The failure to even convene a summit on this issue puts into question the commitment to local solutions. And that gives countries like the US, which we know have other motives beyond the misfortunes of these girls for coming to Nigeria, a veneer of moral high ground to intervene. But we know that American intervention in any country has never been known to bring lasting peace. We can scan the horizon from Iraq to Afghanistan to Libya to Latin America to the DRC. Wherever they set their foot, they leave a trail of disaster and more deaths than they purport to want to prevent. Libya and the Democratic Republic of Congo are modern-day classic illustrations.

Lest we forget, the same nations which have turned Nigeria into a warren in search of the unfortunate girls are desperate for a success story after the embarrassing failure to locate the Malaysian plane carrying 239 people which just vanished into thin air. Therein lurks the danger of impetuous action. These guys might just do the unthinkable to spite the US, given that their declared mission is to fight Western education and values in general. Which to a certain extent explains Nigeria’s initial hesitancy to allow these countries to come in.

These unfortunate developments came on the eve of celebrations to mark Africa Day today, casting a dark shadow over the aspirations for full sovereignty, peace, prosperity and development following many years of settler colonial rule. This year’s theme “Agriculture and Food Security in Africa” was propitious and sought to underscore the need to pull the continent out of the cycle of poverty and civil strife.

But already the continent has more than enough on its plate. Somalia has stopped being talked about in terms of summits. Add to that the grisly killings in the Central African Republic and South Sudan, the endless bloodletting in the DRC which has claimed more than 6 million lives so far and the Western-engineered twin disasters in Egypt and Libya. It does not help matters that the AU doesn’t have a standing army and depends on Western funding for all its operations. It is a crippled institution.

Which raises very critical questions as to whether Western investment can ever be considered a suitable vehicle for African development in the long term. After years of collaboration with former colonial powers, how come not a single African country is able to balance its books without foreign aid, except perhaps Libya before the plague?

These are important questions because they explain why Africa cannot fund AU programmes through membership subscriptions. Libya under Colonel Muammar Gaddafi used to fund some of them, and was at some point hinting at circumventing the US dollar. And given the road infrastructure between most states and their levels of military capability, it is hard to imagine what the AU could realistically have done to help Nigeria.

Yet Nigeria itself has not been as indecisive as it is often portrayed to be. There are accounts which show that the military has employed a scorched earth policy in its operations in the northern parts of the country. Muslim youths have been rounded up and killed on suspicion of being supporters of Boko Haram. Women and girls have been abused as has become almost routine in most war situations.
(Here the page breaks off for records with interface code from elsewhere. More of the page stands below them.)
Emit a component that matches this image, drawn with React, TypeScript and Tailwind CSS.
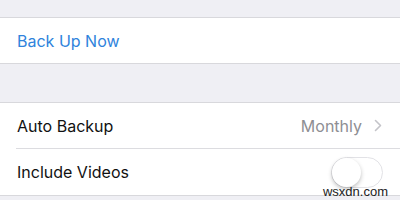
export default function App() {
  return (
    <div
      className="h-[200px] w-[400px] overflow-hidden bg-[#efeff4] pt-[17px] text-[16px]"
      style={{ fontFamily: "Inter, 'Liberation Sans', sans-serif" }}
    >
      <div className="border-y border-[#d8d8dc] bg-white">
        <div className="flex h-[45px] items-center pl-[17px] text-[#2f83dc]">Back Up Now</div>
      </div>
      <div className="h-[38px]" />
      <div className="relative border-y border-[#d8d8dc] bg-white">
        <div className="flex h-[45px] items-center justify-between pl-[17px] pr-[18px] text-[#111]">
          <span>Auto Backup</span>
          <span className="flex items-center gap-[12px] text-[#8e8e93]">
            Monthly
            <svg width="8" height="13" viewBox="0 0 8 13" fill="none">
              <path d="M1.5 1.5 6.5 6.5 1.5 11.5" stroke="#c4c4c9" strokeWidth="1.6" strokeLinecap="round" strokeLinejoin="round" />
            </svg>
          </span>
        </div>
        <div className="ml-[16px] border-t border-[#dcdce0]" />
        <div className="flex h-[46px] items-center justify-between pl-[17px] pr-[17px] text-[#111]">
          <span>Include Videos</span>
          <span className="relative h-[31px] w-[52px] rounded-full border border-[#e2e2e6] bg-white">
            <span className="absolute left-0 top-0 h-[29px] w-[29px] rounded-full bg-white shadow-[0_2px_4px_rgba(0,0,0,0.25)]" />
          </span>
        </div>
        <span className="absolute bottom-[-6px] right-[12px] text-[13px] text-[#222]" style={{ fontFamily: "'Liberation Sans', sans-serif" }}>
          wsxdn.com
        </span>
      </div>
    </div>
  );
}
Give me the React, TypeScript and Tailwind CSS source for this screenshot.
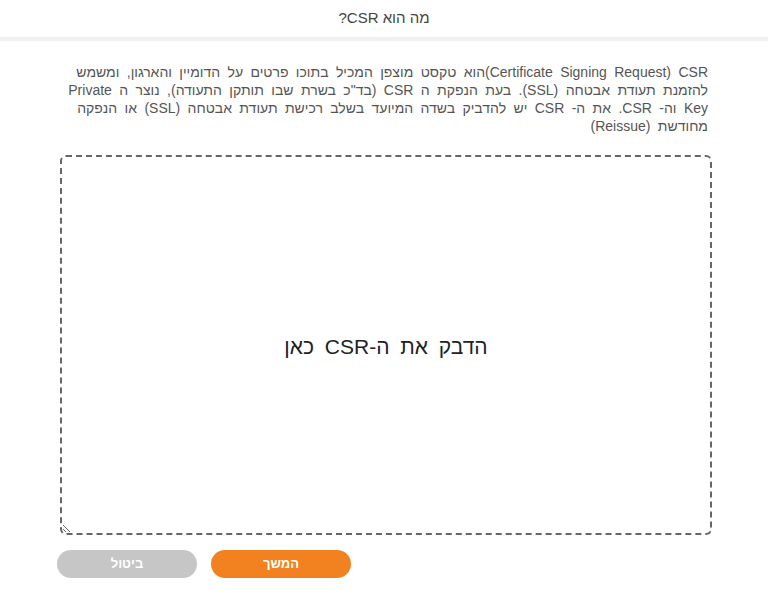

The challenge, as in most such operations, is to determine the size and extent of the military deployment to subdue a terrorist insurgency without overstepping the bounds of safety for the civilian population.

Boko Haram initially responded by escalating attacks on Government institutions, including barracks and police stations. This has now spread to bombing civilians in crowded places, leaving hundreds of people dead and others injured. The abduction of the school girls in Chibok town was the final outrage which highlighted to the international community the extent of the crisis in Nigeria.

But Britain and the United States in particular know that this is not a stroll in the park. It was easier to topple Sadam Hussein than it was to restore peace, let alone democracy in Iraq. When the countries first invaded Iraq in 2003, the war was forecast to last no more than a few months. That turned into years of tears, sweat and bloodshed. The bombings continue daily to this day. The same is the case in Afghanistan where the Americans had an easy job getting the Taliban out of power.

It was a victory that brought no peace with it. That is the prospect we are probably faced with in Nigeria. But even more depressing is the fear that the war on terror which was given the world by one George W. Bush has bred more terrorists than the world has ever seen. In the beginning Africa appeared to be out of the loop. Not any more, what with the close ties between Boko Haram and al Shabaab in East Africa, with its base in war-shattered Somalia.

The US would do well to make a distinction between Boko Haram and Egypt’s Muslim Brotherhood, an organisation which was able to win a popular election before it was summarily banned and subsequently declared a terrorist organisation by the military. They were therefore easy to round up in the streets and put in a cage. More than 650 Muslim Brotherhood members have since been sentenced to death for belonging to the now outlawed organisation.

Boko Haram is fully armed, is in the wild and controls swathes of the country. They reportedly get part of the funding for their operations from Saudi Arabia. Some reports say they also get money from state governors in northern Nigeria as protection fees. The world must prepare for the long haul, and a very unpredictable outcome in the current search for the abducted school girls.

It is a sad development which has been grabbed with open arms by the US which has been keen to strengthen its Africom base on the continent. For Africa the Boko Haram incident is a huge step backward, away from a determined drive to reduce dependency on Europe and the United States. As Obama said to Congress, the 80-strong military continent sent to Chad would remain until it “is no longer required”. No longer required by who is the question.

It makes nonsense of all the talk about an African renaissance.